Given data

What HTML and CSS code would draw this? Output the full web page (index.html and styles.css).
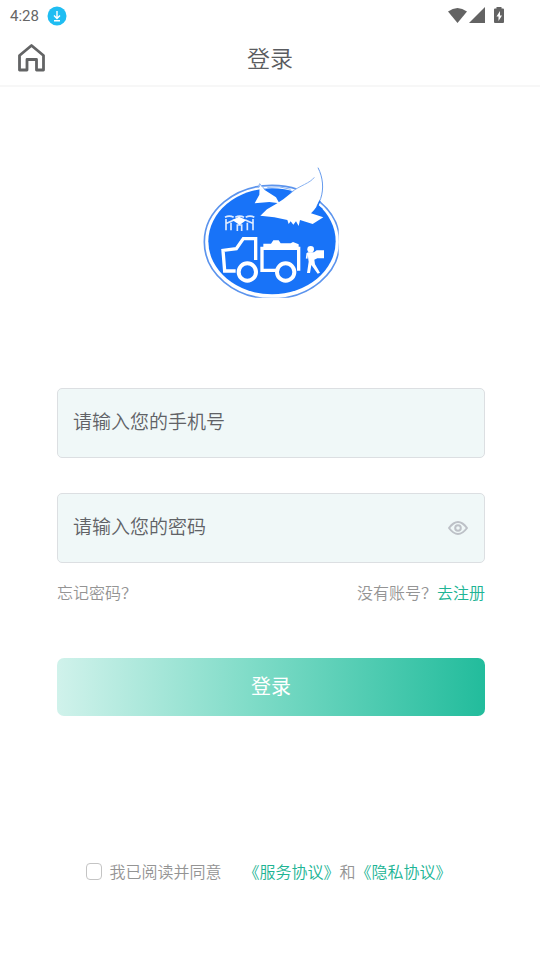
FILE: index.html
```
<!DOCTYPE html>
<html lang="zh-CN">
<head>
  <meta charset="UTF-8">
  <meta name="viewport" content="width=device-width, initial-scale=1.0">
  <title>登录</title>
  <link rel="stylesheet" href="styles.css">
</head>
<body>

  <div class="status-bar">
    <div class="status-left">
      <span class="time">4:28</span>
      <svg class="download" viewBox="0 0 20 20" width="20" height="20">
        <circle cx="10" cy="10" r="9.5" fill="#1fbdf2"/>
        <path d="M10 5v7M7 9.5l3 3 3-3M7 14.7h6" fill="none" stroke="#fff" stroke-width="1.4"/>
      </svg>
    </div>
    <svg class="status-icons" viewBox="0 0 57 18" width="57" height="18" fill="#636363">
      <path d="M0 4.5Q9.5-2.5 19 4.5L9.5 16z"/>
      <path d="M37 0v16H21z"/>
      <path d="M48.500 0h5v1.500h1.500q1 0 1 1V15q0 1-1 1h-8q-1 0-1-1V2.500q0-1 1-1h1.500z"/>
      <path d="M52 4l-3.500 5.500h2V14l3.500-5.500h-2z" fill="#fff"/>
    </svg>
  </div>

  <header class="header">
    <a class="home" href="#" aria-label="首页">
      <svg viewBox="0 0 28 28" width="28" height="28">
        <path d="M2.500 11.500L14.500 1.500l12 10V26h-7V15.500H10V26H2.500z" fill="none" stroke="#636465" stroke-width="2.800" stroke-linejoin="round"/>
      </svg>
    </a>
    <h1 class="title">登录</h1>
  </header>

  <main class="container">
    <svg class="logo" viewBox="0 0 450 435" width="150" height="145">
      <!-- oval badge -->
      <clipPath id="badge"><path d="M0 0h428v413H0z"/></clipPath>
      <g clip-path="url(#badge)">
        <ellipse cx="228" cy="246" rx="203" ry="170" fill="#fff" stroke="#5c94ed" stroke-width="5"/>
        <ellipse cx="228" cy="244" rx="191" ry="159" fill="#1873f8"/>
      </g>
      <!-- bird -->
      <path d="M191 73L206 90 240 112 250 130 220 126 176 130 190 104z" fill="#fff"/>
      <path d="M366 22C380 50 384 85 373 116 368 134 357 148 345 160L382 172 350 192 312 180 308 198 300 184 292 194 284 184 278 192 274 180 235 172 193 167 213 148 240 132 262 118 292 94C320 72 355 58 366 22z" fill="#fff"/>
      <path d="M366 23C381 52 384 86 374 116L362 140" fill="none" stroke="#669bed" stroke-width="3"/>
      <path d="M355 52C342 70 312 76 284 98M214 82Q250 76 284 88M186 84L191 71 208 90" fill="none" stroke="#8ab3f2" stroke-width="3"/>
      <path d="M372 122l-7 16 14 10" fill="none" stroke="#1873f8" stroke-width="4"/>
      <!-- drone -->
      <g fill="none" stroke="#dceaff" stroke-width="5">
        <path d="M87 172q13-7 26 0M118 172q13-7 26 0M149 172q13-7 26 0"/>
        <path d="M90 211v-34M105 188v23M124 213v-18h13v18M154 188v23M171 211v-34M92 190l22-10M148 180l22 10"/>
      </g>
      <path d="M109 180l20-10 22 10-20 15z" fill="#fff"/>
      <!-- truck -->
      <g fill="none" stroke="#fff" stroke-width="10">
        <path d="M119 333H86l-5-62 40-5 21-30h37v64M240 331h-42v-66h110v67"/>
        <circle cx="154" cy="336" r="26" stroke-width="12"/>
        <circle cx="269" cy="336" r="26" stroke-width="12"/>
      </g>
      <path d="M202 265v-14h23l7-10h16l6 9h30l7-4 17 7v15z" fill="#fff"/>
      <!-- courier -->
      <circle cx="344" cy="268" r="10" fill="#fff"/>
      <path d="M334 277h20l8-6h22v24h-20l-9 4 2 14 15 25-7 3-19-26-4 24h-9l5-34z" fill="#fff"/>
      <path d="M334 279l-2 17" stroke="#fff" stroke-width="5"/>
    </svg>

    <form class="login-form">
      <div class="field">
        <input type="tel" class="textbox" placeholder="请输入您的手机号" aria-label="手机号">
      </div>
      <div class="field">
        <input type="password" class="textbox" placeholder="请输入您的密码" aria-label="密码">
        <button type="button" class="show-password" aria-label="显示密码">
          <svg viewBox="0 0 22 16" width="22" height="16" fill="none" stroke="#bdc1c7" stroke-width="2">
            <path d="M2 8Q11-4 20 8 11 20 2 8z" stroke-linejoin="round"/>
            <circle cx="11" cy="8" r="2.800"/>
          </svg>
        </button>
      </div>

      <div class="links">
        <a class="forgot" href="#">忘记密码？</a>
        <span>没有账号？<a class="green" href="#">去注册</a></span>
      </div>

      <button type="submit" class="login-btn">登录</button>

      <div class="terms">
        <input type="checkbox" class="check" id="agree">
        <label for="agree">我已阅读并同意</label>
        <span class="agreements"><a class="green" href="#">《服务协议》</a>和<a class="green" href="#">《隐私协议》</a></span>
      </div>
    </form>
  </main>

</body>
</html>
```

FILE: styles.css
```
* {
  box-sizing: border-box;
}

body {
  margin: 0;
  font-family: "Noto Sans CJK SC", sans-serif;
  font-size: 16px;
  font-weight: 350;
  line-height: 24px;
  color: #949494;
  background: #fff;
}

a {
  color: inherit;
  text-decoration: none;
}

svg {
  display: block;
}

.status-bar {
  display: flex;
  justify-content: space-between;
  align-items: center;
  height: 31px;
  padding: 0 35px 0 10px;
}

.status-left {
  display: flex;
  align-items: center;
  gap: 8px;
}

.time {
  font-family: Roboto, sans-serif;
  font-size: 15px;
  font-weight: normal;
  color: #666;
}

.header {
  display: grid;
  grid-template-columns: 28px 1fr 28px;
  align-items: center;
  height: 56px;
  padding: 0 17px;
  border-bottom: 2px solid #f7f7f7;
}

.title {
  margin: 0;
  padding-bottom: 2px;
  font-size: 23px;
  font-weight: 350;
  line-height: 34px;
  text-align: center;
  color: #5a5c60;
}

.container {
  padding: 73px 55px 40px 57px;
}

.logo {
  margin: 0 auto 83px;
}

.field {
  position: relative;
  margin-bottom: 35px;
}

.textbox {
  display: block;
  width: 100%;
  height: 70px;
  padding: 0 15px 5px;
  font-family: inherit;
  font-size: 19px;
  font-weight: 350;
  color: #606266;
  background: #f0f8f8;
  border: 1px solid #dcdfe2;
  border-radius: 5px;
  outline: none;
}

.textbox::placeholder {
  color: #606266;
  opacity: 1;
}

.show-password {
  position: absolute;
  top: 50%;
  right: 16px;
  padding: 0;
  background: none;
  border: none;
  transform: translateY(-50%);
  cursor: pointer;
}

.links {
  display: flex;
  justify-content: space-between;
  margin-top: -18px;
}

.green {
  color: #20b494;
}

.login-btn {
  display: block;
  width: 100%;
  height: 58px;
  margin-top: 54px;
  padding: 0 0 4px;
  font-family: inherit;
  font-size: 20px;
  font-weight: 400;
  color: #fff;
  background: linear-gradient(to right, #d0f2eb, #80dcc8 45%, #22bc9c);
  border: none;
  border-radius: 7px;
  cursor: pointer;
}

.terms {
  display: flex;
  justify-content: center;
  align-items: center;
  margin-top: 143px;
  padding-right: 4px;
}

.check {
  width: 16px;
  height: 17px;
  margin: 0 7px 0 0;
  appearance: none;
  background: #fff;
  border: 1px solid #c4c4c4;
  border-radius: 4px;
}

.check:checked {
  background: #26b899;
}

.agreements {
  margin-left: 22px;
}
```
--
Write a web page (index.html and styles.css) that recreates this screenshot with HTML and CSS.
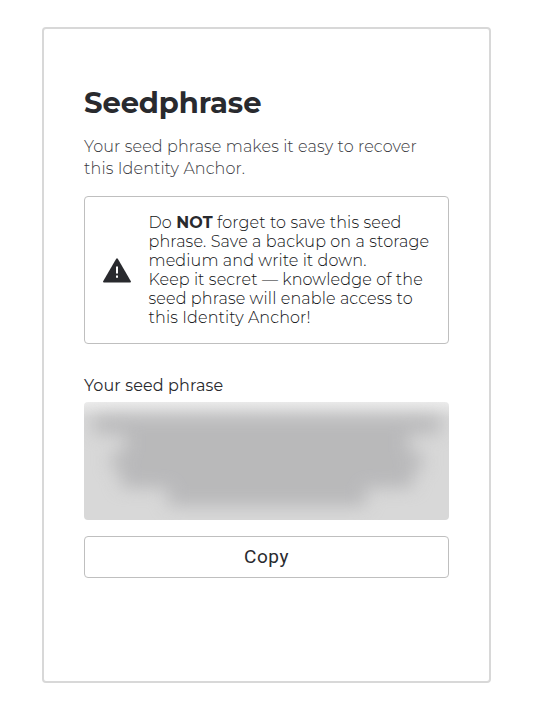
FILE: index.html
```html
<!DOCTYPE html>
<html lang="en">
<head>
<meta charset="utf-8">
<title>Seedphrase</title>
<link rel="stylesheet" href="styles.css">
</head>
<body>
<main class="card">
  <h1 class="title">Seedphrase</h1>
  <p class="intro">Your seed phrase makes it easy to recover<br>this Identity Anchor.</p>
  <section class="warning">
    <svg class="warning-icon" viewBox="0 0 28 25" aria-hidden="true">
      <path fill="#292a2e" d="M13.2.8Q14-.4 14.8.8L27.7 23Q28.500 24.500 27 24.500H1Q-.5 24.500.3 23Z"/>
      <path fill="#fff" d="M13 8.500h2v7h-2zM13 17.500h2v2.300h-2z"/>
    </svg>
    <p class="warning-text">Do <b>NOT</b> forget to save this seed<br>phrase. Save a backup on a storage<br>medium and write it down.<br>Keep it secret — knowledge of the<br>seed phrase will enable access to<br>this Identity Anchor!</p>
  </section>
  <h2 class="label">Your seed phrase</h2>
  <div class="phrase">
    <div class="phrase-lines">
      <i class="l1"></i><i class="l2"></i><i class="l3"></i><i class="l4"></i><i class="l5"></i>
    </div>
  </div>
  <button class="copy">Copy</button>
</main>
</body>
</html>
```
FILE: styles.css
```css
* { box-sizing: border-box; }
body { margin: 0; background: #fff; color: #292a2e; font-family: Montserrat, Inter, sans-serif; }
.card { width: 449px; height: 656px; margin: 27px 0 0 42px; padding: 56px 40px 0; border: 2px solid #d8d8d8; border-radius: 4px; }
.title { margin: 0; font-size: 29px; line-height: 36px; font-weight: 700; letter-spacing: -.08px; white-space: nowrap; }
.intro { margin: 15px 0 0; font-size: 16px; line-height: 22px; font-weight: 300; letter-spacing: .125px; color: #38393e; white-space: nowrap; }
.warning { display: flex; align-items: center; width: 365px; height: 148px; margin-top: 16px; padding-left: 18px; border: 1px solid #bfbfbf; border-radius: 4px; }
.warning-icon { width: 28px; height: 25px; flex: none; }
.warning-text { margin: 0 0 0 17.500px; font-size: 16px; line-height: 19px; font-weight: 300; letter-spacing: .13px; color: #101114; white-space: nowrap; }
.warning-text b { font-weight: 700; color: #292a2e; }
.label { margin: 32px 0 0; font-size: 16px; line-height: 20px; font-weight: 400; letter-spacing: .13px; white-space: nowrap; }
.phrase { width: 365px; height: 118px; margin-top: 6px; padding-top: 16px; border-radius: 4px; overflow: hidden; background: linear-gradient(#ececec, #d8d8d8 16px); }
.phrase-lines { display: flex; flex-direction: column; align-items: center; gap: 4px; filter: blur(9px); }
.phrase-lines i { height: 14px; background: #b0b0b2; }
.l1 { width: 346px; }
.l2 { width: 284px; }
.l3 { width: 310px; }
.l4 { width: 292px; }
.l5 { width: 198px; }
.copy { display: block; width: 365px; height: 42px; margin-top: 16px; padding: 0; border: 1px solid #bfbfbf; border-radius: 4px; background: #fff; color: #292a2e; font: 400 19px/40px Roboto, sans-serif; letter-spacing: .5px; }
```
---
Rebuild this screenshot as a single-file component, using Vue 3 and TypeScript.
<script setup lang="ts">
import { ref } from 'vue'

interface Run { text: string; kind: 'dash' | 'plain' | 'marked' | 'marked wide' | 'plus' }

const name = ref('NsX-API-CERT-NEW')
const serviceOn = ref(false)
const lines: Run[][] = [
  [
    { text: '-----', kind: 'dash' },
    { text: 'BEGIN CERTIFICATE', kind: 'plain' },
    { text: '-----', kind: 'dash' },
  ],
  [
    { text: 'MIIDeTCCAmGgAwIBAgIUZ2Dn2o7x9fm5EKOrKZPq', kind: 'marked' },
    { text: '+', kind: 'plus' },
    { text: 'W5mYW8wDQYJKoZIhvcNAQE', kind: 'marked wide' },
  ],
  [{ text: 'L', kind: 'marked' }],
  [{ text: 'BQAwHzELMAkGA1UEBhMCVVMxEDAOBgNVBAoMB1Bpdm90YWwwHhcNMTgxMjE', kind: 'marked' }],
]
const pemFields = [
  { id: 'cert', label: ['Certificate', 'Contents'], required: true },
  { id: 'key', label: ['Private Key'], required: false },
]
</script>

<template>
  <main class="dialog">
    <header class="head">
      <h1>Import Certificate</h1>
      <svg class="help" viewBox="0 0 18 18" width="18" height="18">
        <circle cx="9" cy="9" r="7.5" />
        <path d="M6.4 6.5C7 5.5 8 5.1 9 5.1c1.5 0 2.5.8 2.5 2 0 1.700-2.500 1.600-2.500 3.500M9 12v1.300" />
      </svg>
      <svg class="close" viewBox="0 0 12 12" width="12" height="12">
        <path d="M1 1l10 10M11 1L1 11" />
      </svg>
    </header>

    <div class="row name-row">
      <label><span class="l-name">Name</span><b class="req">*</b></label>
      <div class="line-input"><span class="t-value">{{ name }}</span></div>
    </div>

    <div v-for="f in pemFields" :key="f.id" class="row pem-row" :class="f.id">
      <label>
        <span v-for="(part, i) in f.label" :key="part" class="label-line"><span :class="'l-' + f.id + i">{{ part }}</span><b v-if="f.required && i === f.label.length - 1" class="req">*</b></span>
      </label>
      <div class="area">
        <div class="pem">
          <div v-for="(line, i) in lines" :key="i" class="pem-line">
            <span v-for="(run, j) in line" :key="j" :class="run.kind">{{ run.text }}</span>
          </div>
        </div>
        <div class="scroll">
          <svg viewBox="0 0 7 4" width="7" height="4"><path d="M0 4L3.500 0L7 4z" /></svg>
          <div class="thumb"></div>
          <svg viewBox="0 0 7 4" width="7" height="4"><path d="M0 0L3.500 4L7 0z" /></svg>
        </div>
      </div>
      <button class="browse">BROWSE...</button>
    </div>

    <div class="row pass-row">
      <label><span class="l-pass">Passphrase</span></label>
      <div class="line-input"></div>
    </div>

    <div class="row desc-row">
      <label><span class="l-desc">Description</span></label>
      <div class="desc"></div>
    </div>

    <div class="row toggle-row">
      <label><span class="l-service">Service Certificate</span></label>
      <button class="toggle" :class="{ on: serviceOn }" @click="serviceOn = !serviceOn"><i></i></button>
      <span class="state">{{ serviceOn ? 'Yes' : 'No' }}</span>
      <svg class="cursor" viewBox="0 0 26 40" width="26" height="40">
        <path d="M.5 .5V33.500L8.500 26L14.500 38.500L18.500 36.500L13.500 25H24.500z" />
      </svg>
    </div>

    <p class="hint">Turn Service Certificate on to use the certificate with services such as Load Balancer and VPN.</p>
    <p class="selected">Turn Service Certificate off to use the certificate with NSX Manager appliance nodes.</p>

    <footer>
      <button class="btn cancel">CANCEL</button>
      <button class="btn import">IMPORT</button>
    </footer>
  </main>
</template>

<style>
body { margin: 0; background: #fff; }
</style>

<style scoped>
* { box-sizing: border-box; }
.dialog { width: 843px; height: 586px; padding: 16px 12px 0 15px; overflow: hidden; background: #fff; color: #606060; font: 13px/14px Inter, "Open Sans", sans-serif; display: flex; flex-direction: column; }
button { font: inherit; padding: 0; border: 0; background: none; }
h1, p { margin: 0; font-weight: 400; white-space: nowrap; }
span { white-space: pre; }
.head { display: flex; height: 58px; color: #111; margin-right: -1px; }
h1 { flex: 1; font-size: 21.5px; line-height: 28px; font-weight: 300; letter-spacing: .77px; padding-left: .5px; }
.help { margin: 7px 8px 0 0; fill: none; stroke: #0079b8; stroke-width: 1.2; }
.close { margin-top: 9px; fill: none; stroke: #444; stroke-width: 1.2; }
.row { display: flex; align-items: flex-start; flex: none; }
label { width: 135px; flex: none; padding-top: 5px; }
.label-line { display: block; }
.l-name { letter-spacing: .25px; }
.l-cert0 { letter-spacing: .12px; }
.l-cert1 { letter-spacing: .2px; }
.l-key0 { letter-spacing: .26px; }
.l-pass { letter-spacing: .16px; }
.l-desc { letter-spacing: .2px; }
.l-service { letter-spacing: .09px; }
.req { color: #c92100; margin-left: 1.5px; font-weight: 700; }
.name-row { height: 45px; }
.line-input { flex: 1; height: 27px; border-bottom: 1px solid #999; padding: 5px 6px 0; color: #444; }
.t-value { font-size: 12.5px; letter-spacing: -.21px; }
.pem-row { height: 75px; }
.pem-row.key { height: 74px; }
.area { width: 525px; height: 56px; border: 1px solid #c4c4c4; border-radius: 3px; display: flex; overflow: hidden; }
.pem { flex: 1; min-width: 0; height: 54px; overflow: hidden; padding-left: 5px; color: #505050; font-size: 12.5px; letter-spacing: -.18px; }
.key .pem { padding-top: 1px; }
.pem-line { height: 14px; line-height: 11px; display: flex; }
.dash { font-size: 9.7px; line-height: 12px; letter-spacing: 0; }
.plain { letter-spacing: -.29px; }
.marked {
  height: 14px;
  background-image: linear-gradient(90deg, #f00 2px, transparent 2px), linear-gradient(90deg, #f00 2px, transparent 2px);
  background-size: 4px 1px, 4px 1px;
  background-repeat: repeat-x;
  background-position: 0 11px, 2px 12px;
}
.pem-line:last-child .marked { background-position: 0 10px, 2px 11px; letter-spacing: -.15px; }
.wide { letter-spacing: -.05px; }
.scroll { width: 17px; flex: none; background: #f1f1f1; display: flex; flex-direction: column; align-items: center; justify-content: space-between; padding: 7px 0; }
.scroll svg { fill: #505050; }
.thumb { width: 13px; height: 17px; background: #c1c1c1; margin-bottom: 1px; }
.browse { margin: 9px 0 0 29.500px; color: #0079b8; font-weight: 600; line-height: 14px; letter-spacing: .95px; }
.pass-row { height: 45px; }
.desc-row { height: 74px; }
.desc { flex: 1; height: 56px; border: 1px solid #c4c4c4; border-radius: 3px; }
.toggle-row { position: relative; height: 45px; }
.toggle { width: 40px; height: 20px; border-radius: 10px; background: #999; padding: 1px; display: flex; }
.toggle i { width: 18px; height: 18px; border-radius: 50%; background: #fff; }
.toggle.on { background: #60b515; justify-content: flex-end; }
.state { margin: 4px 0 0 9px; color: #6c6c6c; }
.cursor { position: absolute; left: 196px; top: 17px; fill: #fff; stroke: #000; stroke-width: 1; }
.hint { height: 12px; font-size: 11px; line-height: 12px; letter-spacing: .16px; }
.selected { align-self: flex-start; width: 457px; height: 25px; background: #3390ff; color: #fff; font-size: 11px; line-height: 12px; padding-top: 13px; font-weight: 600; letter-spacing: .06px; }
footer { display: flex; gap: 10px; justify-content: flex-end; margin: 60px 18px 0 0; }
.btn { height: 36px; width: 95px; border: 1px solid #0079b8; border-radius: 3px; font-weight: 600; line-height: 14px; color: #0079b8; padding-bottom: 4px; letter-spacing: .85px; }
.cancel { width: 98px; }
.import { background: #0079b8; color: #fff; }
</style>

Set exercise
Find how many of the lines above have the word "index" in them. State only that number.

Response below
4